Title :
Convolutional maxout neural networks for speech separation
Author :
Like Hui;Meng Cai;Cong Guo;Liang He;Wei-Qiang Zhang;Jia Liu
Author_Institution :
Tsinghua National Laboratory for Information Science and Technology, Department of Electronic Engineering, Tsinghua University, Beijing 100084, China
Abstract :
Speech separation based on deep neural networks (DNNs) has been widely studied recently, and has achieved considerable success. However, previous studies are mostly based on fully-connected neural networks. In order to capture the local information of speech signals, we propose to use convolutional maxout neural networks (CMNNs) to separate speech and noise by estimating the ideal ratio mask of the time-frequency units.
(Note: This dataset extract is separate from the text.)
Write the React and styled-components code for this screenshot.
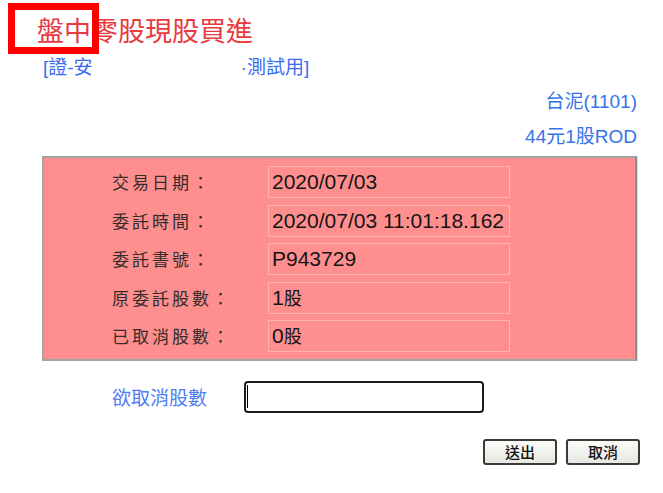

In our work the proposed CMNN is applied in the frequency domain. By using local filtering and max-pooling, convolutional neural networks can model the local structure of speech signals. Instead of sigmoid function, maxout is selected to address the saturation problem. In addition, dropout is integrated into the network to get better generalization ability. The proposed system outperforms a traditional DNN-based system in both objective speech quality and intelligibility.
Keywords :
"Speech","Convolution","Training","Signal to noise ratio","Frequency-domain analysis","Feature extraction","Neural networks"
Conference_Titel :
Signal Processing and Information Technology (ISSPIT), 2015 IEEE International Symposium on
DOI :
10.1109/ISSPIT.2015.7394335